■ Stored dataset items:
========================================================================
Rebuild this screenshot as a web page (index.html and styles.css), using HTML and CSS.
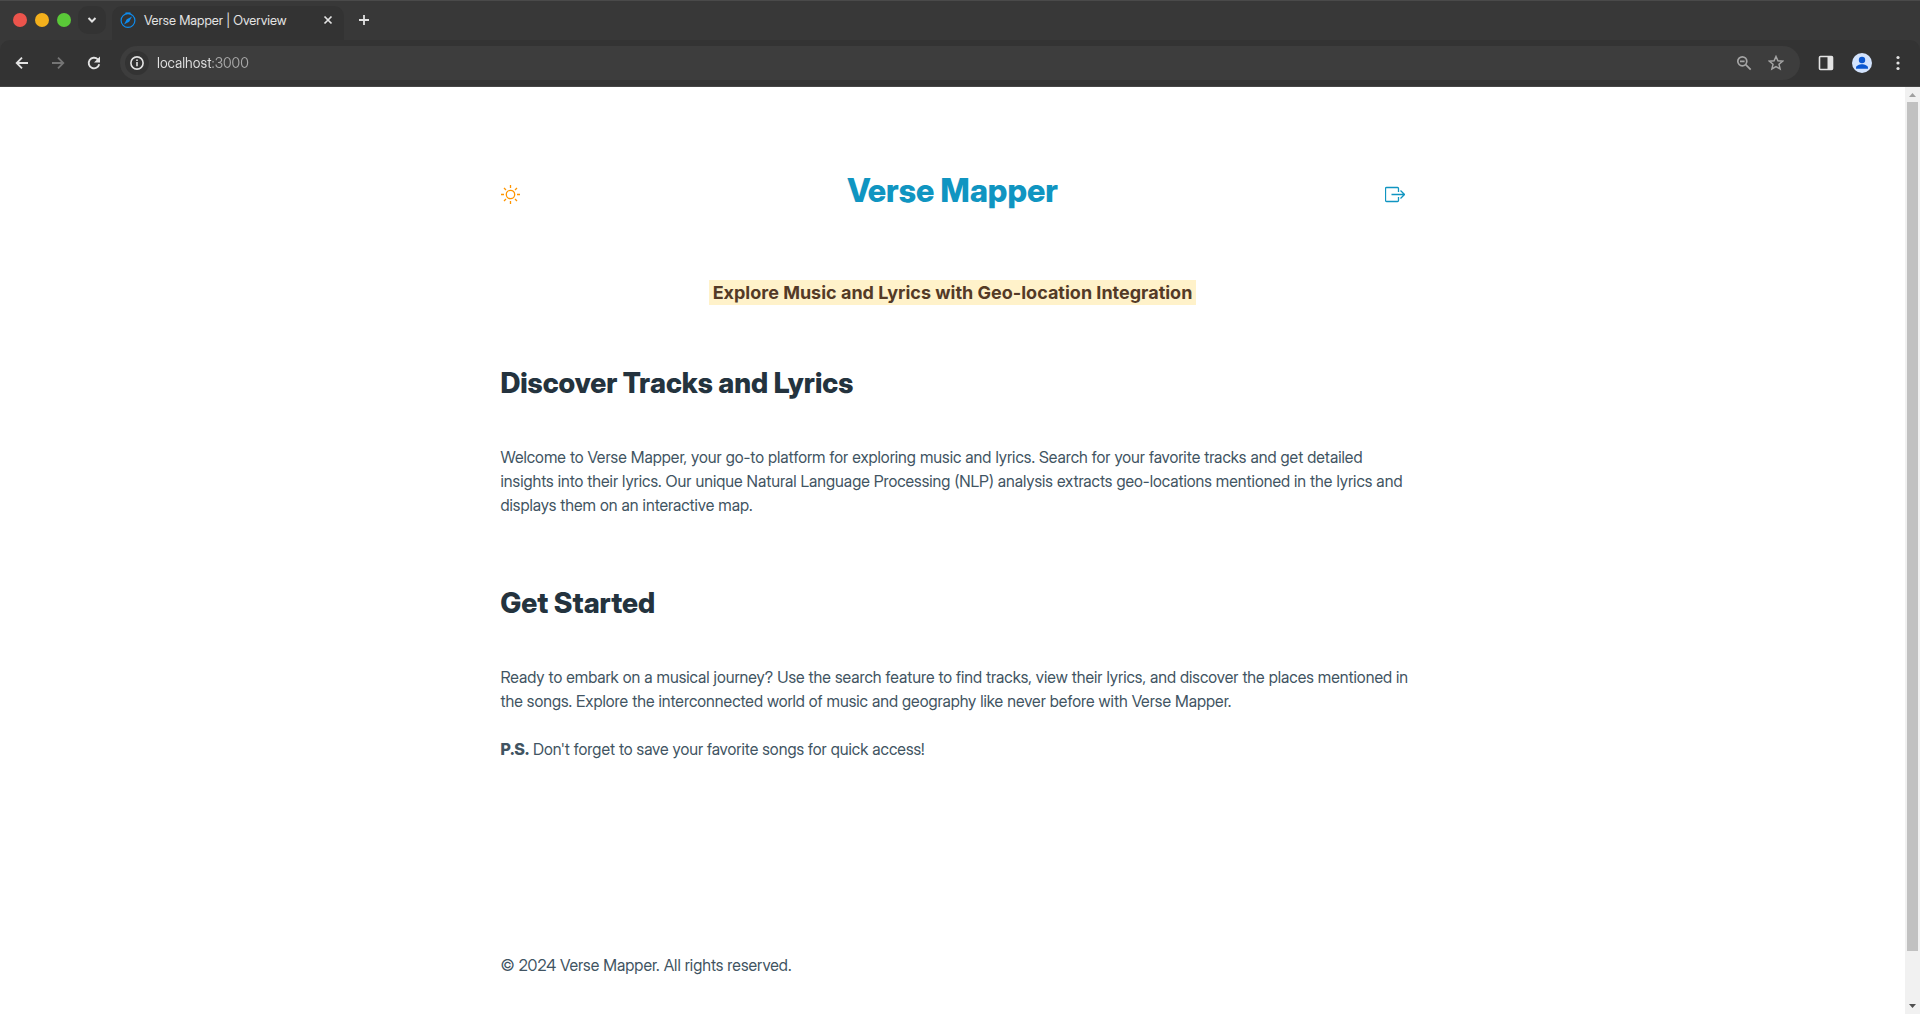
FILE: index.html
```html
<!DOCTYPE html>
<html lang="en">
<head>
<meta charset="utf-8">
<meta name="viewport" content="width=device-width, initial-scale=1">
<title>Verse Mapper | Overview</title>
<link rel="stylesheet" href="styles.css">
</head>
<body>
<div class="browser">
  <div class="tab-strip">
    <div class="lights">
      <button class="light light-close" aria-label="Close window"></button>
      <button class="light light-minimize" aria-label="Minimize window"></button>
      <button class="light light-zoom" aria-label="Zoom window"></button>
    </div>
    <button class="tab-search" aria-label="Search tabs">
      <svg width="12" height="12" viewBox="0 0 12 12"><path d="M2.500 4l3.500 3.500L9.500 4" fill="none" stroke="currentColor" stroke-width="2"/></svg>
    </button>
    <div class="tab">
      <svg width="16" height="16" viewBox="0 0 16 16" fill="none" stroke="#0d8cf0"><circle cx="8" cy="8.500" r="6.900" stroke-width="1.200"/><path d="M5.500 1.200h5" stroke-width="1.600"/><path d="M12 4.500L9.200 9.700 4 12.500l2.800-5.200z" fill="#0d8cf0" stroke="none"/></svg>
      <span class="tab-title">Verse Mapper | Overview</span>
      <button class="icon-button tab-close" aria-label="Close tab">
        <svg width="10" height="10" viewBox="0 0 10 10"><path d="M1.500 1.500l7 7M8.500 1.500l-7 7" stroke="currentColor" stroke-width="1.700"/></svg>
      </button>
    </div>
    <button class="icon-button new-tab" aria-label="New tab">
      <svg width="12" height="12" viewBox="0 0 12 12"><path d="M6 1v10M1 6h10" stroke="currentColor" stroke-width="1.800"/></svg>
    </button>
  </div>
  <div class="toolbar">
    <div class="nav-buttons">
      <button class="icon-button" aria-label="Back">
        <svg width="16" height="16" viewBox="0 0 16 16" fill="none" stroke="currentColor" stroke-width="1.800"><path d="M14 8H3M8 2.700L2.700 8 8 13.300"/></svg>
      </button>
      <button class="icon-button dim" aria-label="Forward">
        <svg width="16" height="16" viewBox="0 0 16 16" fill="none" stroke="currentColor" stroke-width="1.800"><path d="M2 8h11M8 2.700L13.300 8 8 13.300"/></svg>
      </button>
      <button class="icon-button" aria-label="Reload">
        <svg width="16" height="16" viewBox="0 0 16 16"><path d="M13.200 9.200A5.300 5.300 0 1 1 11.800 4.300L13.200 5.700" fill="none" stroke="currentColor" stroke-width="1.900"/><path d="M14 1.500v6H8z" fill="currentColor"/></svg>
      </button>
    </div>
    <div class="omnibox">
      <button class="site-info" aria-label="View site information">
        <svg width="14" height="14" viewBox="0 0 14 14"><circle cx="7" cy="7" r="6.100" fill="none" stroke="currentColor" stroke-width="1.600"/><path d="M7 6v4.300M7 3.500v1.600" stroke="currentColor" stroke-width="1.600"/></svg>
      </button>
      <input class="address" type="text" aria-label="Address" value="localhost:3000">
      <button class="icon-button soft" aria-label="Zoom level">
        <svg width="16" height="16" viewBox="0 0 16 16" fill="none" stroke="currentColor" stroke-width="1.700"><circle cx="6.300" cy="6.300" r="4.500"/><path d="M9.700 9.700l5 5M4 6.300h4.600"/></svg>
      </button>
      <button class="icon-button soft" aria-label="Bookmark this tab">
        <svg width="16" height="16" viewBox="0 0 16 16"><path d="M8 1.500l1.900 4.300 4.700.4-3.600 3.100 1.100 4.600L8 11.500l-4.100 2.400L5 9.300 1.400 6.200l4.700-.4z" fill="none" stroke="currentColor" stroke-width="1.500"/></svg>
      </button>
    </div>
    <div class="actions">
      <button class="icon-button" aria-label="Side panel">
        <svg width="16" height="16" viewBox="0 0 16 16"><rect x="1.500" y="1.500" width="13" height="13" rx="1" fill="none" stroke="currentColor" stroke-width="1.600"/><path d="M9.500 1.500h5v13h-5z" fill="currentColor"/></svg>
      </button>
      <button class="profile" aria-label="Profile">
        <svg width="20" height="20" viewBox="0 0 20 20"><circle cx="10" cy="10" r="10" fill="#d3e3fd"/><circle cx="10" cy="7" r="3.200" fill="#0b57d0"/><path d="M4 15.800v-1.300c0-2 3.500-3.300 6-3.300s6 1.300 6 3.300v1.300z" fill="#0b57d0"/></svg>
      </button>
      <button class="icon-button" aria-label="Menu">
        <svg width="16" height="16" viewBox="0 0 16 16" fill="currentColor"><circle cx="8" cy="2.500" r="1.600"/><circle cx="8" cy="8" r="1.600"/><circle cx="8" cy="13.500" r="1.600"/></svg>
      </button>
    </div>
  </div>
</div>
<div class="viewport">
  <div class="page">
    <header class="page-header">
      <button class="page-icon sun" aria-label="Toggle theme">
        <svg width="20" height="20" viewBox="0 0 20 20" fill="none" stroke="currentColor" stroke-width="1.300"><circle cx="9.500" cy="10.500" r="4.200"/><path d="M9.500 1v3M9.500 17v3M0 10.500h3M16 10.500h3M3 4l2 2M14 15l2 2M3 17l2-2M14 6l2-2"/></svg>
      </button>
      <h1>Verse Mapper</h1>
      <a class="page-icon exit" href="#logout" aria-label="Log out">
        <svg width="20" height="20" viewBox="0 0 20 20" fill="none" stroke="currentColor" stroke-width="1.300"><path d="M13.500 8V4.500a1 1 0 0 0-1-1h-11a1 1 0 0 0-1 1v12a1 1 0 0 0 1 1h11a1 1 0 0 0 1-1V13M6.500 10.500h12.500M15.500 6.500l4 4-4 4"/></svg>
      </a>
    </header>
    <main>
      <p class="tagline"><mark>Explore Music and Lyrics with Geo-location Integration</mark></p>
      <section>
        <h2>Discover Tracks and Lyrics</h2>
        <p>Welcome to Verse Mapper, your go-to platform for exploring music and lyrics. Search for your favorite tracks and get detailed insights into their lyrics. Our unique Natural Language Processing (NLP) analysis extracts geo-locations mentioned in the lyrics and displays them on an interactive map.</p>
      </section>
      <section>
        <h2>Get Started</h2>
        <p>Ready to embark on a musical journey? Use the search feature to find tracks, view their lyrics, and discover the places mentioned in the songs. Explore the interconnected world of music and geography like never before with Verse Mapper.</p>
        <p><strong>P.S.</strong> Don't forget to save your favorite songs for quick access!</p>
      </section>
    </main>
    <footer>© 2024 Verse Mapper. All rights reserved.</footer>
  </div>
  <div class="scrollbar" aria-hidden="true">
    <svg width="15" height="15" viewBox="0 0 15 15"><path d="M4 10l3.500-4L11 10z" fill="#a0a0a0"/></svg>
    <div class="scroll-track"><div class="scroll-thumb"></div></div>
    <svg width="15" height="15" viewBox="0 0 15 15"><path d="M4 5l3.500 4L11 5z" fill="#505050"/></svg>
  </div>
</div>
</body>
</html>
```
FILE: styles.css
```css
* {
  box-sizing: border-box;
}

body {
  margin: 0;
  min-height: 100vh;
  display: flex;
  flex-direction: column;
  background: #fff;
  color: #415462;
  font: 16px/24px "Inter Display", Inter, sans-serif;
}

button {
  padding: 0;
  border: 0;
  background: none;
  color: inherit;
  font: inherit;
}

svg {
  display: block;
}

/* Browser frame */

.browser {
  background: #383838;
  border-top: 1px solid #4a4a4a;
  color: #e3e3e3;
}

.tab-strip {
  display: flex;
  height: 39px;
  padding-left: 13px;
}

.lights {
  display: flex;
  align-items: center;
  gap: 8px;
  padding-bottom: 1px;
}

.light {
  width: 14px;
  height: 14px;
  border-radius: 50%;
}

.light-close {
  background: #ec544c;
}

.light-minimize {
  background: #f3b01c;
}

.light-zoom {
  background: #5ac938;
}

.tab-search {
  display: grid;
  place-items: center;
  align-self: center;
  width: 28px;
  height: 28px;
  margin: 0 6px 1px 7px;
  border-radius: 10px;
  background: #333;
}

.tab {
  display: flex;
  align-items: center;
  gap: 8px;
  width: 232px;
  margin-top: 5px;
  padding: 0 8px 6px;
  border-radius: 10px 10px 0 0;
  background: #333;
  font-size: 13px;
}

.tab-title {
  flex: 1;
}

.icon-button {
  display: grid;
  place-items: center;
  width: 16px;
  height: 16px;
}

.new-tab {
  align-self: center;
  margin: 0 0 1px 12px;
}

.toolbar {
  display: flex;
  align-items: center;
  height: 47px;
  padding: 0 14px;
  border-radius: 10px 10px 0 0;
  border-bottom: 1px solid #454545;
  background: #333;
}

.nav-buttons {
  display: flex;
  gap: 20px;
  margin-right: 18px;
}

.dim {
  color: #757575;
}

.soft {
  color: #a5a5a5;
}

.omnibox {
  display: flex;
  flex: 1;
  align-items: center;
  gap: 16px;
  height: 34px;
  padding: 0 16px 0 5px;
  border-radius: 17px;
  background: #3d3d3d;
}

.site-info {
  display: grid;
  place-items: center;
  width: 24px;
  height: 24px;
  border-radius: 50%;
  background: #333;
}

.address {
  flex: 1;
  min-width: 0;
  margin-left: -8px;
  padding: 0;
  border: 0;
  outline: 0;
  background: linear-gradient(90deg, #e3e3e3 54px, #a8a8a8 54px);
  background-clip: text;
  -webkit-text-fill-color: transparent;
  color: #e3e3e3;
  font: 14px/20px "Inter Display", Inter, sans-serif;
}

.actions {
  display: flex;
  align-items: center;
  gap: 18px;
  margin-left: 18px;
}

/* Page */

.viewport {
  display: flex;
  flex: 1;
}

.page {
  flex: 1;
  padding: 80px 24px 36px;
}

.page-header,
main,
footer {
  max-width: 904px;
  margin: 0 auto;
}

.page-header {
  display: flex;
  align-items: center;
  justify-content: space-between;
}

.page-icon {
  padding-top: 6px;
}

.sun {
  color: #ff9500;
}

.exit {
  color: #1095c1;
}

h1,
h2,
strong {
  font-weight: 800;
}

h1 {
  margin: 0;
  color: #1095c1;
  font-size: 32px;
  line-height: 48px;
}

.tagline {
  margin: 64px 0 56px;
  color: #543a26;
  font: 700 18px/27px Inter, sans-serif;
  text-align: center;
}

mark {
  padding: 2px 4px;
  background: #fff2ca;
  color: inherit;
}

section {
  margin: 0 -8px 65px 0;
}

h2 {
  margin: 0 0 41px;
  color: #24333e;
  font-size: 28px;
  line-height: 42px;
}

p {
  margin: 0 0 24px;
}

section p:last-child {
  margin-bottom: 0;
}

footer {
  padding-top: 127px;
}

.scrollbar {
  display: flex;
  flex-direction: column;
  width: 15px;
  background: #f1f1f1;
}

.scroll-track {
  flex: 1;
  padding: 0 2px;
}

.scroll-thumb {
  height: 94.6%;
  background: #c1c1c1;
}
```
========================================================================
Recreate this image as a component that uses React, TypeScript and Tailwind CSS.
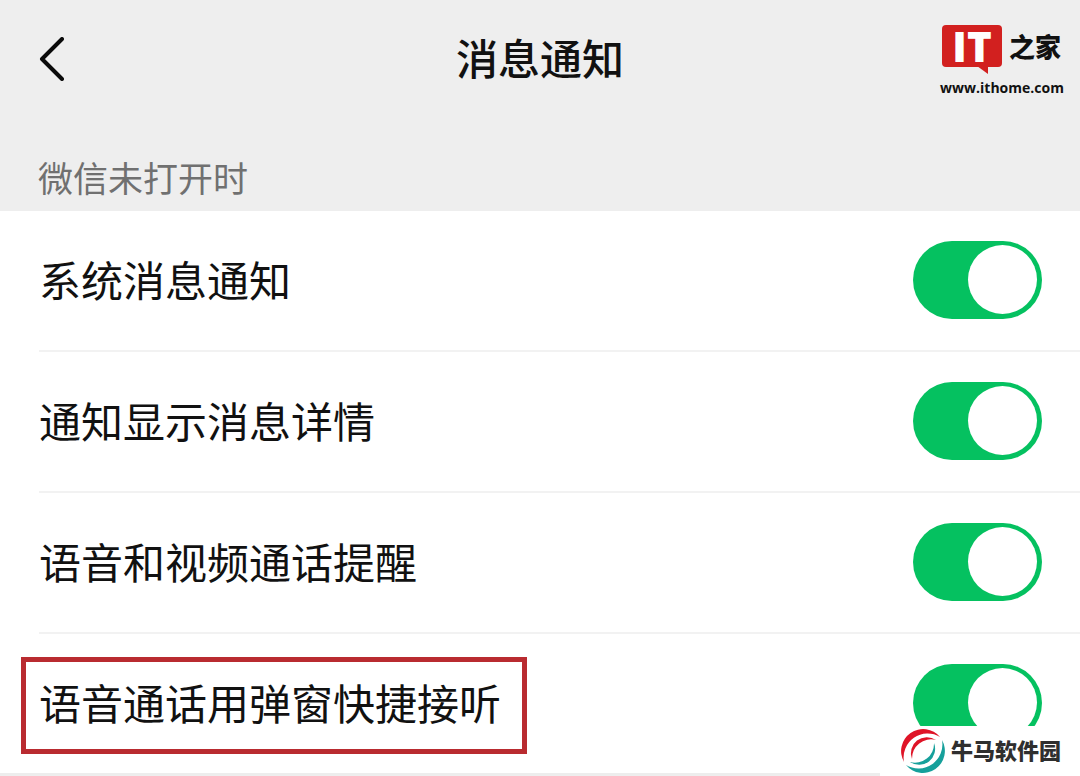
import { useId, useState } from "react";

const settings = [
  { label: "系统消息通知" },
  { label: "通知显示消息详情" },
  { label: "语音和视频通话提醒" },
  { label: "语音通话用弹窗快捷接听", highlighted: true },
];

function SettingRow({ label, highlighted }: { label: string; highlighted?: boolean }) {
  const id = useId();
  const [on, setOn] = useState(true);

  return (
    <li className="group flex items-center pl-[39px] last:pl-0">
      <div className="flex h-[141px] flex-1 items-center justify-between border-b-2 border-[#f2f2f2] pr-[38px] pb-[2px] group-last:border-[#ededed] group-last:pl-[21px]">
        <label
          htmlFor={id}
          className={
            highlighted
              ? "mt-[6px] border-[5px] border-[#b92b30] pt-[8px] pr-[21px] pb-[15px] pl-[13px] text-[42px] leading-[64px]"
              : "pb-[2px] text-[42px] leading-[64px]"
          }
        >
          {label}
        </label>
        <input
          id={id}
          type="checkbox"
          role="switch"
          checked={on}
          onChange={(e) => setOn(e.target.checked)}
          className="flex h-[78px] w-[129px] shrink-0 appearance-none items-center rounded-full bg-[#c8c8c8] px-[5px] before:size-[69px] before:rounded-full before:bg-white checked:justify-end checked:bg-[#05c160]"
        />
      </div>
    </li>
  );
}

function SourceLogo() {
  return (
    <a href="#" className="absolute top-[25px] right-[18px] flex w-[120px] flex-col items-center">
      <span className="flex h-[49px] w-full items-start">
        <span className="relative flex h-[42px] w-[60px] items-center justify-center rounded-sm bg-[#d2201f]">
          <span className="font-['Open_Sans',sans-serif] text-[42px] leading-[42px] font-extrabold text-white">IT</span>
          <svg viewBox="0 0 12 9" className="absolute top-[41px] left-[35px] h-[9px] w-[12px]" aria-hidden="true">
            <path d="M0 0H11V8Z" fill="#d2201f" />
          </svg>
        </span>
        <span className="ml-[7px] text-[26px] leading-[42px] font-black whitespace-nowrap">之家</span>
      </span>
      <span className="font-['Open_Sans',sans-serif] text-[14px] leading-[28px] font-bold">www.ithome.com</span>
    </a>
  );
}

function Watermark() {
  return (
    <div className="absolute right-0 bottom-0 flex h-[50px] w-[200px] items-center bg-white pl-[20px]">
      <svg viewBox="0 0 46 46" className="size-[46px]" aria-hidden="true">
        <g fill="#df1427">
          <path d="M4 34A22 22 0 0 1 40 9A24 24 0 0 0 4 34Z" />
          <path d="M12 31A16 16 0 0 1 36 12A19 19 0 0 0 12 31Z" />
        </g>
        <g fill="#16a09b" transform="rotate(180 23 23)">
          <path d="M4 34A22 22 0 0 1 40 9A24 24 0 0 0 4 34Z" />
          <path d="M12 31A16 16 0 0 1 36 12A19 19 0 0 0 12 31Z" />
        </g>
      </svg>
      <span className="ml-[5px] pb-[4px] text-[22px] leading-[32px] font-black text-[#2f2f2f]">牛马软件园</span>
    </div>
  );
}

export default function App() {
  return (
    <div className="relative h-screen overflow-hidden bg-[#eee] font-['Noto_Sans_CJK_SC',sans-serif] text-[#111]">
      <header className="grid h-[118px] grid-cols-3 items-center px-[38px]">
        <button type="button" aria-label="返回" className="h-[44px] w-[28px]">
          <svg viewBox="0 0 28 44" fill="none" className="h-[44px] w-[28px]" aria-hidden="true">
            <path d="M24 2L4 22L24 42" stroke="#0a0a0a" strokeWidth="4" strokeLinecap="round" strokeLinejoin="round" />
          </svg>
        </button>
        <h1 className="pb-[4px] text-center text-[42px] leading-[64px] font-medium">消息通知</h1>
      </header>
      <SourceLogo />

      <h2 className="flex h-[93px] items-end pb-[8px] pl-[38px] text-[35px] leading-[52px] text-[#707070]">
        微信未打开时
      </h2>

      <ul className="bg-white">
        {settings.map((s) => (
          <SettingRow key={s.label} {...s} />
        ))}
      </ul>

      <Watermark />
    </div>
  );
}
========================================================================
■ JOB: Count each line above in which the string "styles" appears, then state only the total.

■ OUTPUT OF THE TASK: 3